▶ _TASK BRIEF_
Draw out every line with the word "React" from the listing below.

** Start of DATA ENTRIES **

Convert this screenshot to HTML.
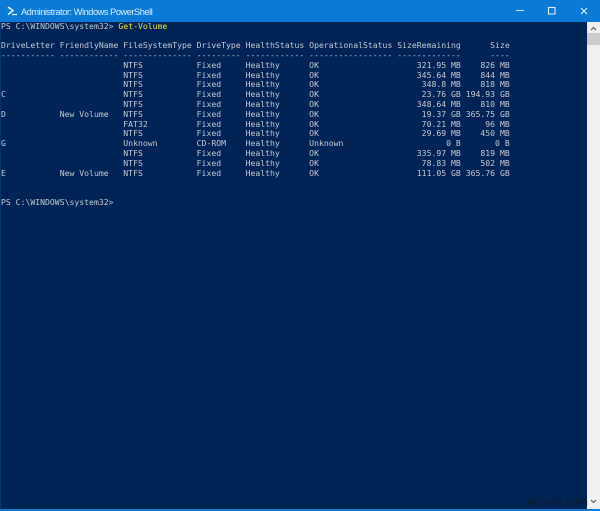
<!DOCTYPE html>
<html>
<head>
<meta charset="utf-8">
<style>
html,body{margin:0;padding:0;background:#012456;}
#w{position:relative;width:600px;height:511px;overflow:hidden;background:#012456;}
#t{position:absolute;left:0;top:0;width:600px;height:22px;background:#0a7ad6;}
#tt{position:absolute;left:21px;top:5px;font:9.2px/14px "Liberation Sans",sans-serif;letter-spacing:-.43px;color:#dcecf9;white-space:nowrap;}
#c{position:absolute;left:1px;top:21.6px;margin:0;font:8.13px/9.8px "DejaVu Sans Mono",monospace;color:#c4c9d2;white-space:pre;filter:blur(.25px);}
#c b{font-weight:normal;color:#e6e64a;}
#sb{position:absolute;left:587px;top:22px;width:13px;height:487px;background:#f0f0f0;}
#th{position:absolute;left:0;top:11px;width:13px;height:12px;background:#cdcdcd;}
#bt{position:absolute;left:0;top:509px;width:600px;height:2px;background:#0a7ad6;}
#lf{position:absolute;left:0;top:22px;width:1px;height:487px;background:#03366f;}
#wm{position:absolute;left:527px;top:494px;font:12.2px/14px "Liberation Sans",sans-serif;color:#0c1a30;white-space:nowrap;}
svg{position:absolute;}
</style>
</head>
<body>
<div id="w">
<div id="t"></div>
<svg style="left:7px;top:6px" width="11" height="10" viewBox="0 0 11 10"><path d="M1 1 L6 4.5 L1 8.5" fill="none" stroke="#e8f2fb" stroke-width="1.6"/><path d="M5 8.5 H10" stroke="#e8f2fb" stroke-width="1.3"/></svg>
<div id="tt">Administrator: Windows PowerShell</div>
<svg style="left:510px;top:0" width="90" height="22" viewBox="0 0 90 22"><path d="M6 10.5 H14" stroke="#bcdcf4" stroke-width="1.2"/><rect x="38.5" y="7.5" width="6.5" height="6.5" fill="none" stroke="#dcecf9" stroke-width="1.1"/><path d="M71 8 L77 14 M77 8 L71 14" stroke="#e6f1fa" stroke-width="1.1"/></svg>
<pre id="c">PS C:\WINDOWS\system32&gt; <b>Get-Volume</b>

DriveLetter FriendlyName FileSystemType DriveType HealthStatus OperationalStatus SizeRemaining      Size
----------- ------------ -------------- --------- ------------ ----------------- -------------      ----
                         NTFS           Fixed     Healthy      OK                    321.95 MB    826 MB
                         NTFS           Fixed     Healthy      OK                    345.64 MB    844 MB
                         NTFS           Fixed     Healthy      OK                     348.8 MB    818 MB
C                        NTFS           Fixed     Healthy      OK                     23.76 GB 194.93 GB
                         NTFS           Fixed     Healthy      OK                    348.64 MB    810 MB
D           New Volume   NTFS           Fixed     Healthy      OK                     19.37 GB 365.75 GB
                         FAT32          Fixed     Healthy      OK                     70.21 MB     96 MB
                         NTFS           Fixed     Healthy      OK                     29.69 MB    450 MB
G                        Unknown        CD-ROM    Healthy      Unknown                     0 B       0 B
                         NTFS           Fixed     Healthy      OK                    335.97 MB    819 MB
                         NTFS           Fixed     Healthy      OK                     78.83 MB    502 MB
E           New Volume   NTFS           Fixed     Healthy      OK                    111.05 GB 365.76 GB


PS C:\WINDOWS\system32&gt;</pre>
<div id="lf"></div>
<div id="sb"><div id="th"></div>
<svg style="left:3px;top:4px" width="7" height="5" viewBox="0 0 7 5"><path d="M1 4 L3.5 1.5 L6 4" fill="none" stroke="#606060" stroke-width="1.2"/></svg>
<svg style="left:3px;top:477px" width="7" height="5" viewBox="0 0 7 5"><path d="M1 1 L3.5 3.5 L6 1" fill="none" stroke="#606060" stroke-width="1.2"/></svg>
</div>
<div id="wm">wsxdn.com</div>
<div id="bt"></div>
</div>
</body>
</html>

** End of DATA ENTRIES **
** Start of DATA ENTRIES **

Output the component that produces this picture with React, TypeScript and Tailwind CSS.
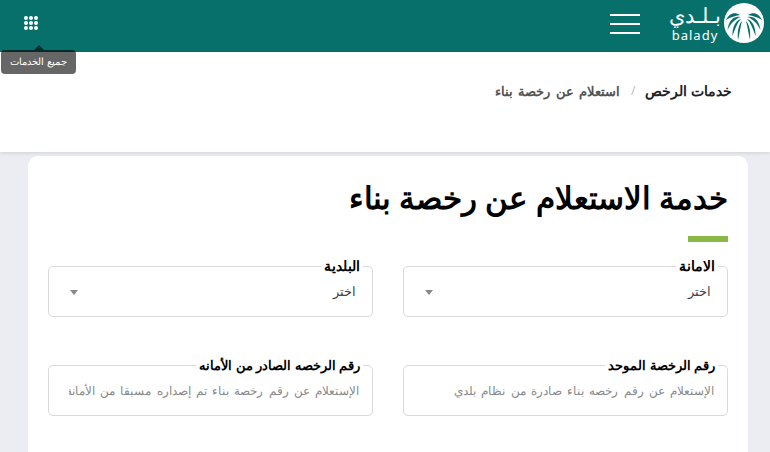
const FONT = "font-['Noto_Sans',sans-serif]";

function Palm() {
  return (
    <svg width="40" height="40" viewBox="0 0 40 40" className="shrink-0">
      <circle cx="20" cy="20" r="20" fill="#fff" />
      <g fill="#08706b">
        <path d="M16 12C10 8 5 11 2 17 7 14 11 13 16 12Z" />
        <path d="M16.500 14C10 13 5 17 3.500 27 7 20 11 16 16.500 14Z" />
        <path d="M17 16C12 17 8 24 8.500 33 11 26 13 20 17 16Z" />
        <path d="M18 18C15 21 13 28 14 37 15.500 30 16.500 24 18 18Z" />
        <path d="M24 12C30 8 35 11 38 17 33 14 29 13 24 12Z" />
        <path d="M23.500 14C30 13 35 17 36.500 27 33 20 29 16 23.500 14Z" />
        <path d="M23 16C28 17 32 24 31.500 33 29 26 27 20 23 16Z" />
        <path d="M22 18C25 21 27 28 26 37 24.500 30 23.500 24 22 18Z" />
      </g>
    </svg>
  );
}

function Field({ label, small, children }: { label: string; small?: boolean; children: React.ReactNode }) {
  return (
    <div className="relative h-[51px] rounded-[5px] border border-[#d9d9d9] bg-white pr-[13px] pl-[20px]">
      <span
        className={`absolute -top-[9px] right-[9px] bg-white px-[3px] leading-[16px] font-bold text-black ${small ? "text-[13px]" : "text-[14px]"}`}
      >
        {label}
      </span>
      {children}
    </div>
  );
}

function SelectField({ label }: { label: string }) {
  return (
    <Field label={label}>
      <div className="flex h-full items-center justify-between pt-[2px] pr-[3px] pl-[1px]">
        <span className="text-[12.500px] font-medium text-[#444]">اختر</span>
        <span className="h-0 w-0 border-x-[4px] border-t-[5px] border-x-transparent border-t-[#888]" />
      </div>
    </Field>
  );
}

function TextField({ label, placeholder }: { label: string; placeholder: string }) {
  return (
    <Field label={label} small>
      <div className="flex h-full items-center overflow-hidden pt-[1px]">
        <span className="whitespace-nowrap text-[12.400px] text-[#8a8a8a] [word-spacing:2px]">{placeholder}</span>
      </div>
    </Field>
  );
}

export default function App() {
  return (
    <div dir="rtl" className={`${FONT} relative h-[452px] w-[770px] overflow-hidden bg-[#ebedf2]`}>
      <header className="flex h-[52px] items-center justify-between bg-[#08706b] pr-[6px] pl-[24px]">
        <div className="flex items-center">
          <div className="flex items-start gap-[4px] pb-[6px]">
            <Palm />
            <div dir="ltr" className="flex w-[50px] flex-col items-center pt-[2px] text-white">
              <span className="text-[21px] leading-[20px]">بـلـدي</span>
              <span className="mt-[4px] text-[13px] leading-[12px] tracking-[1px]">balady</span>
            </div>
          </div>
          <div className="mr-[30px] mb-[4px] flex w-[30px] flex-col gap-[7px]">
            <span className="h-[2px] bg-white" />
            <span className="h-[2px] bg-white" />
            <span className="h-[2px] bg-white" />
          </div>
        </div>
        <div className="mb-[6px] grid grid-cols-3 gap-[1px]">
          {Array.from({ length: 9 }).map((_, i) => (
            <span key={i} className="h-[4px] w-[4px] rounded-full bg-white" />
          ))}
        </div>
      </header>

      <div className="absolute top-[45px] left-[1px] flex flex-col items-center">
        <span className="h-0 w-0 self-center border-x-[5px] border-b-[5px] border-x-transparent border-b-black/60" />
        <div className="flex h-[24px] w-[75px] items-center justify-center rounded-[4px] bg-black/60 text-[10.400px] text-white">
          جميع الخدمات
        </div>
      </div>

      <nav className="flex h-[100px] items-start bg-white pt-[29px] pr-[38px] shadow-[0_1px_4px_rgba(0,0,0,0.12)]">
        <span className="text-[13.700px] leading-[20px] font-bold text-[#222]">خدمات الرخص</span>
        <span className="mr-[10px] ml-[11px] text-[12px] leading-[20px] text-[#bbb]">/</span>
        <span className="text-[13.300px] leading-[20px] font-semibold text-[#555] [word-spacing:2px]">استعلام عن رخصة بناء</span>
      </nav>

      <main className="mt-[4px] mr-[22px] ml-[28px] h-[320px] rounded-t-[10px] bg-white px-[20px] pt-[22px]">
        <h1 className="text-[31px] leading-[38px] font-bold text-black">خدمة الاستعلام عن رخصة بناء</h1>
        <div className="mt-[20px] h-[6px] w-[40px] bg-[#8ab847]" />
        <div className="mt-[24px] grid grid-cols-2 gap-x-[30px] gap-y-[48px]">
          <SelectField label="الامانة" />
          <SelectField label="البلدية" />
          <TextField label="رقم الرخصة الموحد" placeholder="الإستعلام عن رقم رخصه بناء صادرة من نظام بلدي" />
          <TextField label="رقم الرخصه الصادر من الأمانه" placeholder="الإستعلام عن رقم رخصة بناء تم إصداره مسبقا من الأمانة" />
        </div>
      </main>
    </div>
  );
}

** End of DATA ENTRIES **

▶ _ANSWER TO THE PROBLEM_
Output the component that produces this picture with React, TypeScript and Tailwind CSS.
function Field({ label, small, children }: { label: string; small?: boolean; children: React.ReactNode }) {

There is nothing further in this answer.